NTP funding has allowed us to provide targeted tuition support from Tutor Trust for many students at St John Fisher.  This is driving progress in English and Maths and supporting them to achieve better grades. Once the funding stops, it is highly unlikely that we will be able to continue to provide this essential support, due to the financial challenges that we - like many other schools - face in the current climate.  I would absolutely welcome, and request, an extension to NTP funding from the government."
Karl Mackey, Headteacher at St. John Fisher Voluntary Catholic Academy, Dewsbury, West Yorkshire

Abigail is passionate about maintaining support for tuition

Many schools have already stated that they will not be able to continue with tutoring after this academic year if they do not have the additional funding that’s currently provided by the National Tutoring Programme. This letter makes it clear that we as tutoring providers, and schools, firmly believe that, if funding is removed the attainment gap will continue to widen and it will be those who are already most in need of support that will be impacted most significantly.

“The after-effects of lost or disrupted learning as a result of the pandemic are still being felt by young people, particularly those in the north of England. This is why we need the government to commit to a sustainable future of accessible tutoring for all. The voice of school leaders is essential in ensuring the continued provision of additional academic support to young people who need it most."
Abigail Shapiro, Co-Founder and Executive Director

In recent years, additional tutoring funding has helped thousands of schools provide targeted academic support for hundreds of thousands of pupils - particularly those from low-income communities.  All with minimal strain on school budgets and already stretched staff workloads. 

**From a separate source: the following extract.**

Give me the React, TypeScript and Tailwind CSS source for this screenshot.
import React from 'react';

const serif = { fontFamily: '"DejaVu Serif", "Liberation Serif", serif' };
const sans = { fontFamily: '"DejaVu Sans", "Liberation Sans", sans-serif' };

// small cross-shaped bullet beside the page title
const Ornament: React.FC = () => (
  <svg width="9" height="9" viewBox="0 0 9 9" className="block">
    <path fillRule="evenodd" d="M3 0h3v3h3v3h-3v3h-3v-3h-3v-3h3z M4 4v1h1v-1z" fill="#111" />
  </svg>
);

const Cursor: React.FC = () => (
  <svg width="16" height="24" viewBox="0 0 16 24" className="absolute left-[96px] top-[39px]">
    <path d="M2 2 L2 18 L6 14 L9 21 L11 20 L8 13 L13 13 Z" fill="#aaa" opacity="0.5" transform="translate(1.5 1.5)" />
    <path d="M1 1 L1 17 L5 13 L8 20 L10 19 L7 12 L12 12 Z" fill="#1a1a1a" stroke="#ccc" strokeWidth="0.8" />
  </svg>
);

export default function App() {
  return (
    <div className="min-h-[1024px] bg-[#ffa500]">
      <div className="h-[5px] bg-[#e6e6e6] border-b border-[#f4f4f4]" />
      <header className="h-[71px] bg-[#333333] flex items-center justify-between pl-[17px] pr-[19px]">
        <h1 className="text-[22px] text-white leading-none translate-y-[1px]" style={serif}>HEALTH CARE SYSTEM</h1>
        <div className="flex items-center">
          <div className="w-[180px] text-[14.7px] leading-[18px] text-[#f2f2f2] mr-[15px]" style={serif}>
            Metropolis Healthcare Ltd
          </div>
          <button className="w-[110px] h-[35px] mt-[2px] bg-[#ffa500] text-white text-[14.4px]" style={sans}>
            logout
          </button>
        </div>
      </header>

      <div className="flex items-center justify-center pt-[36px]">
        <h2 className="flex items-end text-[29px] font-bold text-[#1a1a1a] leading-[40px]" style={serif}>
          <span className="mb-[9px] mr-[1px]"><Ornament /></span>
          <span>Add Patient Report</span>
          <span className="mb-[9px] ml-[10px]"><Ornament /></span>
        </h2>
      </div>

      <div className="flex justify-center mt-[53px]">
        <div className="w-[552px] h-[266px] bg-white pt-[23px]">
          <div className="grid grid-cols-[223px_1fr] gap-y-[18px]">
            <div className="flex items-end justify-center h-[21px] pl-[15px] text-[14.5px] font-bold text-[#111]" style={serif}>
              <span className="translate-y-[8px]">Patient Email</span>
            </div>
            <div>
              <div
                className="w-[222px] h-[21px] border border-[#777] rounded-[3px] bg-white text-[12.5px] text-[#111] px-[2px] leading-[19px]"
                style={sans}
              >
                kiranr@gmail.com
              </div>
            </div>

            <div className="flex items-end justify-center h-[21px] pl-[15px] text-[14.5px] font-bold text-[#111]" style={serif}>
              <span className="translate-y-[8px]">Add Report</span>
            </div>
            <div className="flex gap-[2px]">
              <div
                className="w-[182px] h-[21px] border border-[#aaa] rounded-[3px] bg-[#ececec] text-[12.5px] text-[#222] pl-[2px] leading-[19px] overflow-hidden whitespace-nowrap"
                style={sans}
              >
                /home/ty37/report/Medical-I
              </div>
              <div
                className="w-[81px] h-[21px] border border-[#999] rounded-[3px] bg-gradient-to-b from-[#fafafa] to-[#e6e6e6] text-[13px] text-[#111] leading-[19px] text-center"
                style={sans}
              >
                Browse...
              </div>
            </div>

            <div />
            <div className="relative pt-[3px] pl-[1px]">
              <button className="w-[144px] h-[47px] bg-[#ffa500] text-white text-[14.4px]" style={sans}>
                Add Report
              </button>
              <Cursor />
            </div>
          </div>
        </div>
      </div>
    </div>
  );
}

Despite the evidence that tutoring is one of the most effective ways of raising attainment, school funding for tutoring is due to stop at the end of this academic year with the closure of the National Tutoring Programme. 

At a time when millions of children require extra support, and school budgets and staff are under huge pressure, it is essential that this funding is continued.

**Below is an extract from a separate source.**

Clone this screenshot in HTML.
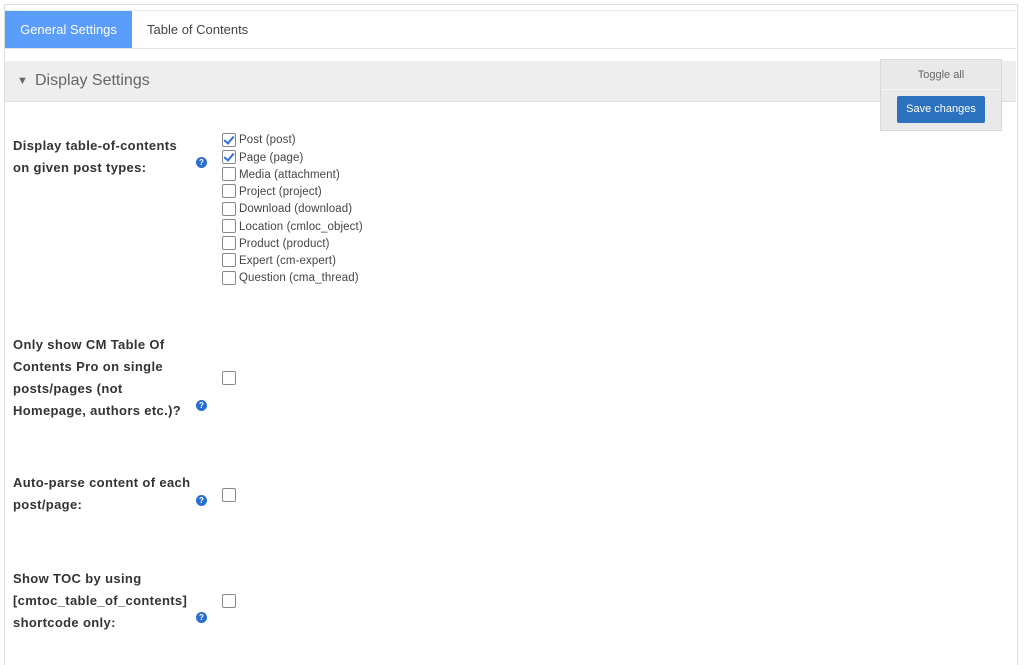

Our latest visit to Westminster follows the launch of our co-sponsored report, The Future of Tutoring, in July, which showed that 77% of parents who were polled support an increase in tutoring provision, 73% think that the government should pay for tutoring for pupils from low-income backgrounds and 85% said tutoring had positively impacted their child's confidence. In addition, recent research from Public First also highlights the strong economic impact of the NTP on the economy, with post-Covid tutoring contributing over £4.3 billion of economic growth.